Due to more regulations, extra knowledge is required, and experts are often tasked with handling pure exception-handling tasks. As a result, they no longer deal with basic tasks, and the questions that they need to address are often so exceptional that there is little or no documentation available to help them.

To make matters worse, people don’t like to work in a cost centre, and that is how the middle and the back office are being framed.

How do banks look at these challenges? I decided to reach out to the industry, to hear how they fight these ‘monsters and myths’. One suggestion intrigued me a lot.

Challenge, Accepted!

The thesis goes: why don’t we transform the middle and back office into a profit centre?

It is evident that banks are moving from traditional branches to digital platforms, with some countries experiencing a greater shift than others. For instance, ABN AMRO, one of the major banks in the Netherlands, now operates only 25 branches across the entire country.

It is a new reality where banks interact with their clients through digital channels, a reality where conversion levels to sell products or services are lower compared to person-to-person contact.

Truth be told, the number of touch points in a digital environment is luckily much higher, so the lower conversion levels will not automatically generate lower sales. People simply connect more with their bank than ever before but for very targeted information or services.

As the apps continue to evolve, more complexity is added to these front-end channels, but the knowledge of those processes is increasingly pushed to the back and the middle office, adding to the pressure on the knowledge experts in the support line.

As branches disappear, experts are pushed to the back of the bank. They only talk to the world in the case of an exceptional problem, because everything is digitalised in the journey of a client.

The Opportunity

My friend argued that we are evolving to a situation where the back and middle office has more human contact with the bank’s clients than the actual front office, and banks are sales organisations. How can banks improve their sales targets in a world where branches are on the road to extinction in some countries? In a world, where contact with commercial people is reduced to a minimum for the majority of retail clients?

Given the higher frequency of customer contact with the middle and back office, why don’t we give these people in the back a commercial mandate as well?
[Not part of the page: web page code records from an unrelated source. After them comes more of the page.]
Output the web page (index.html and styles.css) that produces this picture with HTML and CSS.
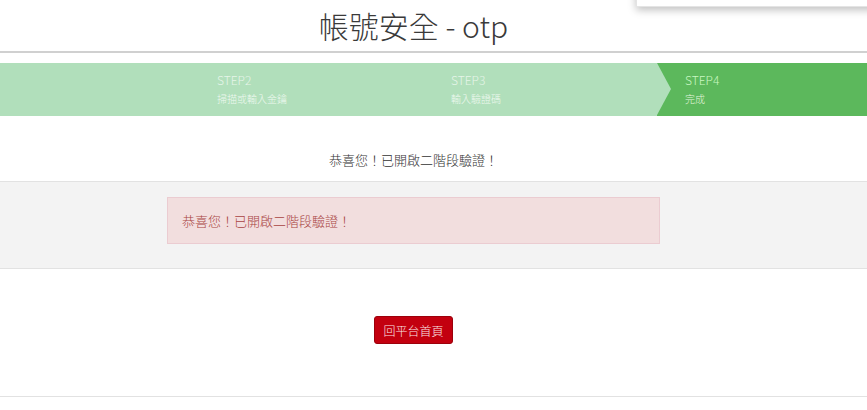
FILE: index.html
```html
<!DOCTYPE html>
<html lang="zh-Hant">
<head>
    <meta charset="UTF-8">
    <meta name="viewport" content="width=device-width, initial-scale=1.0">
    <title>帳號安全 - otp</title>
    <link rel="stylesheet" href="styles.css">
</head>
<body>
    <div class="popup"></div>
    <header class="top">
        <h1>帳號安全 - otp</h1>
    </header>

    <div class="steps">
        <div class="step first"></div>
        <div class="step">
            <span class="step-no">STEP2</span>
            <span class="step-name">掃描或輸入金鑰</span>
        </div>
        <div class="step">
            <span class="step-no">STEP3</span>
            <span class="step-name">輸入驗證碼</span>
        </div>
        <div class="step active">
            <span class="step-no">STEP4</span>
            <span class="step-name">完成</span>
        </div>
    </div><!--steps-->

    <p class="done-msg">恭喜您！已開啟二階段驗證！</p>

    <section class="band">
        <div class="alert">恭喜您！已開啟二階段驗證！</div>
    </section>

    <section class="actions">
        <button type="button" class="btn-home">回平台首頁</button>
    </section>
</body>
</html>
```

FILE: styles.css
```css
html, body {
    margin: 0;
    padding: 0;
    box-sizing: border-box;
    font-family: "Noto Sans CJK TC", "Liberation Sans", sans-serif;
    color: #333;
    background: #fff;
    overflow: hidden;
}

.popup {
    position: absolute;
    top: -40px;
    left: 636px;
    width: 240px;
    height: 45px;
    background: #fff;
    border: 1px solid #e4e4e4;
    box-shadow: 0 3px 8px rgba(0, 0, 0, 0.25);
}

.top {
    height: 51px;
    border-bottom: 2px solid #d0d0d0;
    display: flex;
    justify-content: center;
    padding-right: 40px;
}

h1 {
    margin: 5px 0 0;
    font-size: 30px;
    font-weight: 300;
    line-height: 40px;
    color: #3a3a3a;
}

.steps {
    display: flex;
    margin-top: 10px;
    height: 53px;
    background: #b1dfbb;
}

.step {
    position: relative;
    width: 234px;
    flex-shrink: 0;
    padding: 8px 0 0 28px;
    box-sizing: border-box;
    display: flex;
    flex-direction: column;
}

.step.first {
    width: 189px;
}

.step-no {
    font-size: 12px;
    line-height: 17px;
    font-weight: 300;
    color: #e6f5e9;
}

.step-name {
    font-size: 10px;
    line-height: 22px;
    font-weight: 300;
    color: #eef9f0;
}

.step.active {
    flex: 1;
    background: #5cb85c;
}

.step.active::before {
    content: "";
    position: absolute;
    left: 0;
    top: 0;
    border-left: 14px solid #b1dfbb;
    border-top: 26.5px solid transparent;
    border-bottom: 26.5px solid transparent;
}

.step.active .step-no {
    color: #c9f7c2;
}

.step.active .step-name {
    color: #e4f6df;
}

.done-msg {
    margin: 0;
    padding: 35px 40px 12px 0;
    text-align: center;
    font-size: 13px;
    line-height: 18px;
    font-weight: 300;
    color: #333;
}

.band {
    background: #f3f3f3;
    border-top: 1px solid #e2e2e2;
    border-bottom: 1px solid #e2e2e2;
    padding: 15px 0 24px 167px;
}

.alert {
    width: 493px;
    height: 47px;
    box-sizing: border-box;
    padding: 0 14px;
    display: flex;
    align-items: center;
    background: #f2dede;
    border: 1px solid #ebccd1;
    color: #a94442;
    font-size: 13px;
    font-weight: 300;
}

.actions {
    height: 127px;
    border-bottom: 1px solid #e2e2e2;
    display: flex;
    padding-left: 374px;
}

.btn-home {
    margin-top: 47px;
    width: 79px;
    height: 28px;
    padding: 0;
    background: #c3000f;
    border: 1px solid #9c000b;
    border-radius: 3px;
    color: #fbe6e8;
    font-family: "Noto Sans CJK TC", "Liberation Sans", sans-serif;
    font-size: 12px;
    font-weight: 300;
}
```
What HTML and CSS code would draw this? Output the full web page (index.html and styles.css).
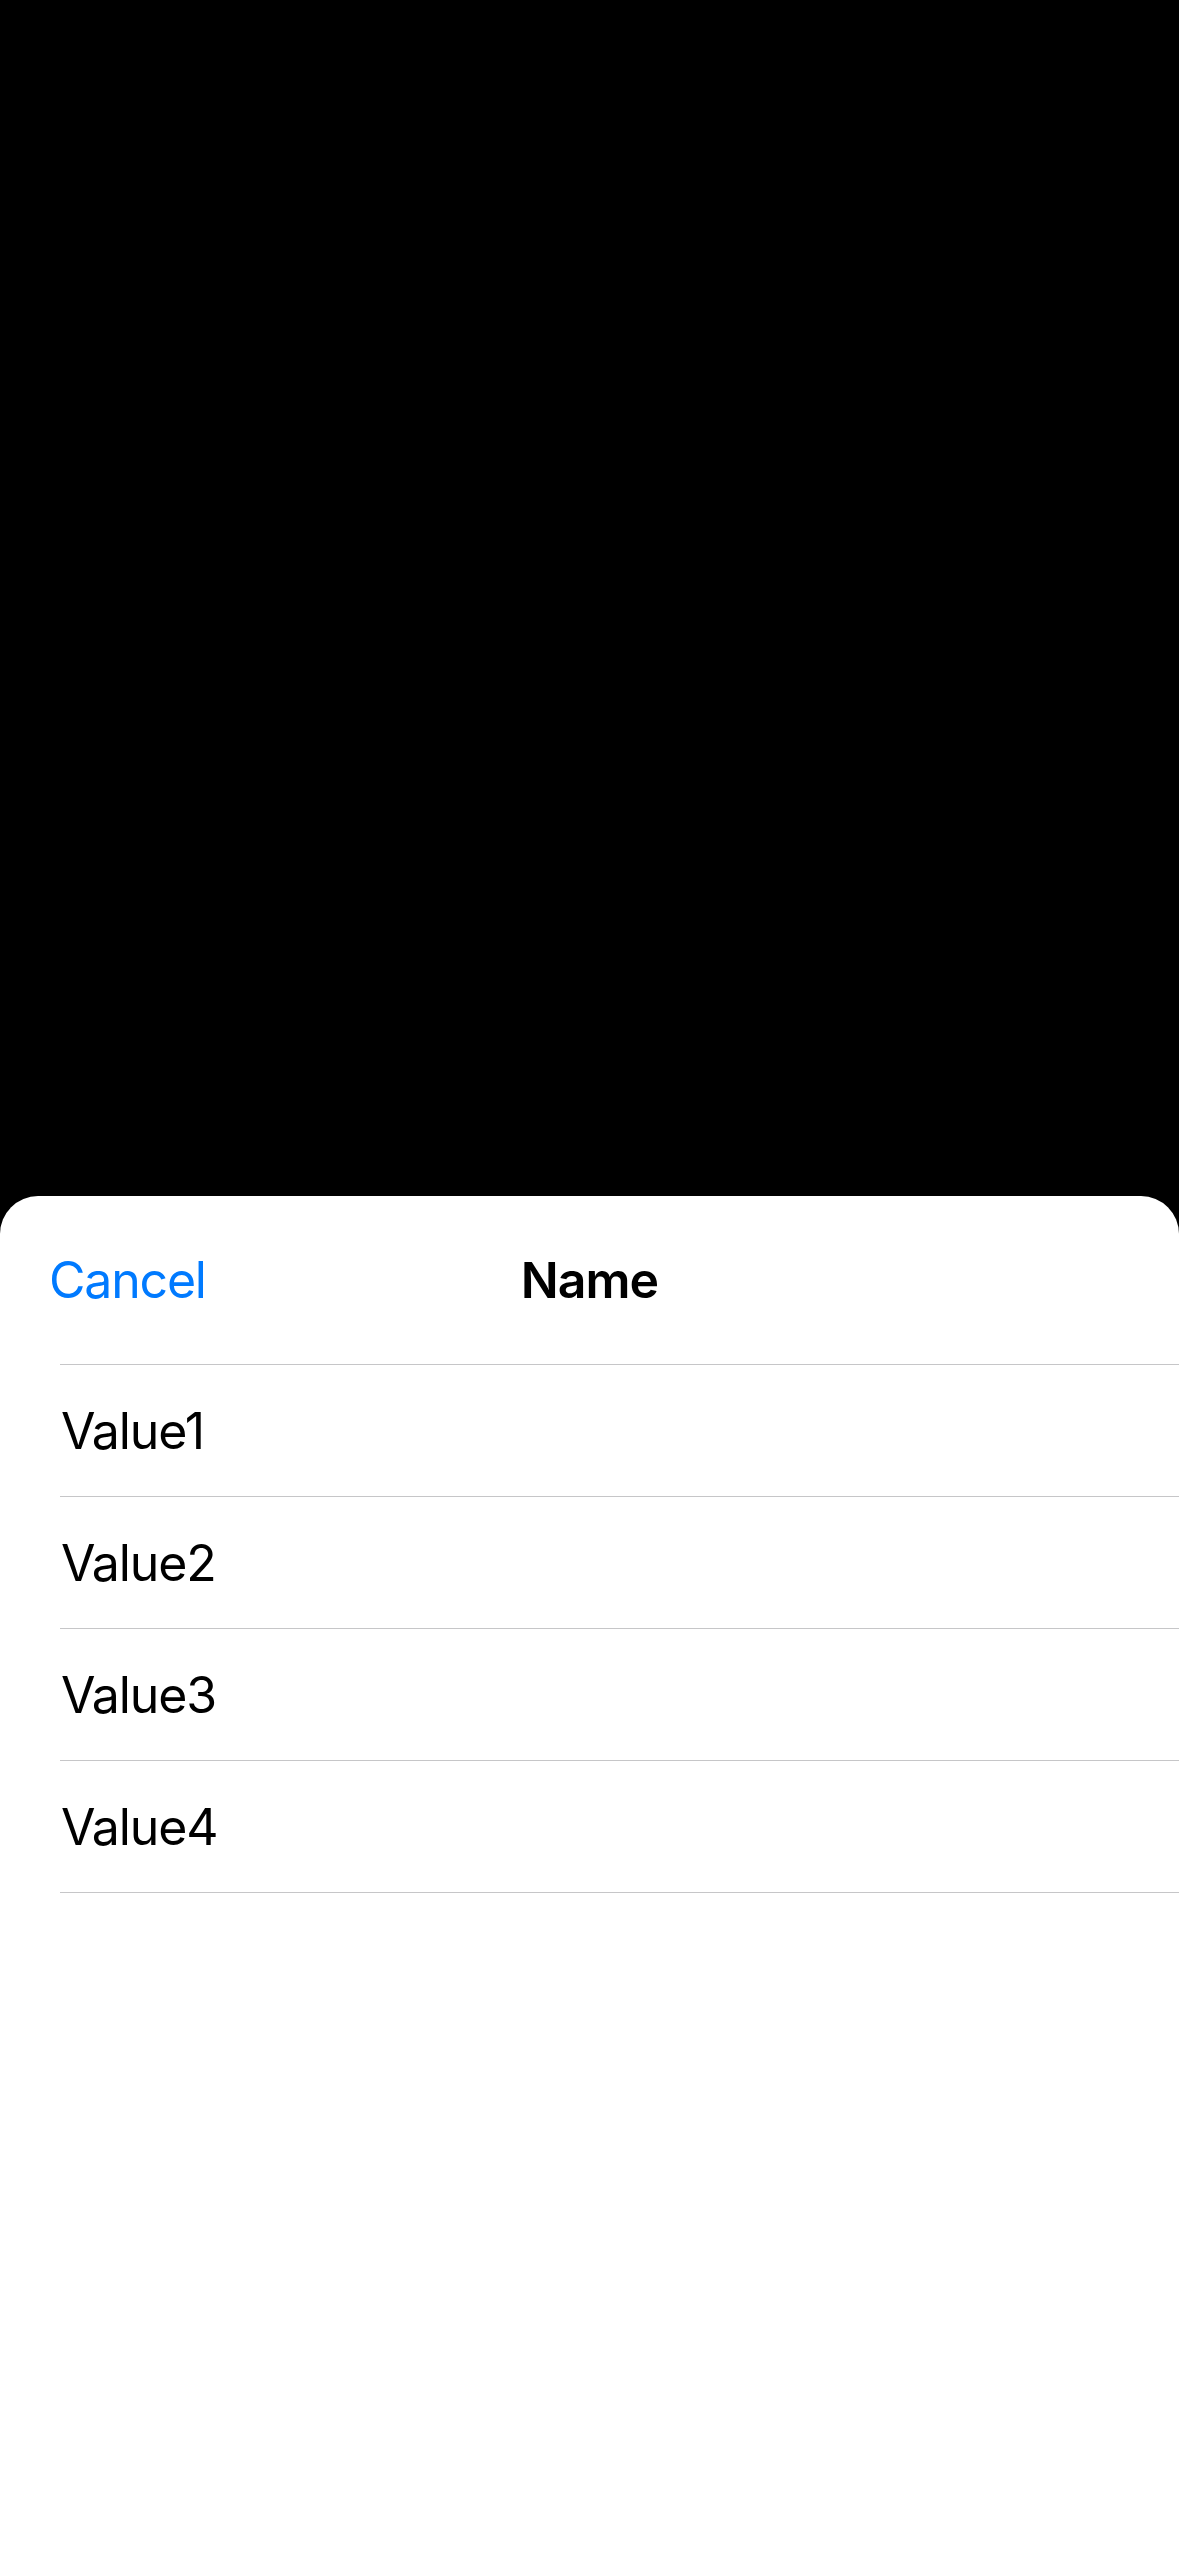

How would that translate in conversion rates?

Would it be an idea, if a customer contacts the bank with a problem regarding their MiFID questionnaire for example, to let the middle officer grasp the moment to ask the client a couple of questions to better understand their financial needs, to guide them to the right investment product?

Would it be an idea, if a customer contacts the bank to unblock a credit card on vacation, that the middle officer suggests an upgrade for the future, so the customer is insured against exceptional travel events?

What if banks decided to transform these cost centres into profit centres, lifting the perception of these entities, making them more attractive to work for, while improving their top line through the personal contact these people have while solving a customer problem?

Is It Feasible?

It will require yet another skill set on top of what these experts must already master. It still needs to be seen whether the same problem-solving profiles are the ones suitable for more commercial tasks.

Also, the direction of these departments will need to shift, as KPIs today evaluate automation and efficiency, not customer intimacy and revenues. These are 2 contradicting measurements.

How will they be incentivised? Are these people even interested in getting an additional hat on top of the many they carry already?

“The middle and back office workforce will need to become more bankers again”, explained my friend: “By nature, a bank is a sales organisation, and it will make more effort to stimulate sales rather than improving the straight-through-processing rate through automation”.

As I’m writing this, I also think: is a client in need the best target for a sales contact? Won’t a survival mode of a client with a critical problem worth contacting the helpdesk not block them from opportunities by their bank? I don’t know.

On the other hand, if a bank can successfully build this model, I believe it does solve one of the problems set by Olivier Heindrycks: “New talented people often prefer another career path, so one of the challenges is to explain, educate and convince people that the expert in the middle and back office is no longer the same as 20 years ago. HR has an essential role to play. They should facilitate more internal mobility in a bank and clarify that 2 - 3 years in the middle or back office is a good transition for people who desire a front office job in a branch or the dealing room”.

By making the middle and back office a profit centre, it becomes a hybrid model that can perfectly replace the front office, that may no longer exist in a couple of years for some departments anyway.

What do you think? Does all this make sense?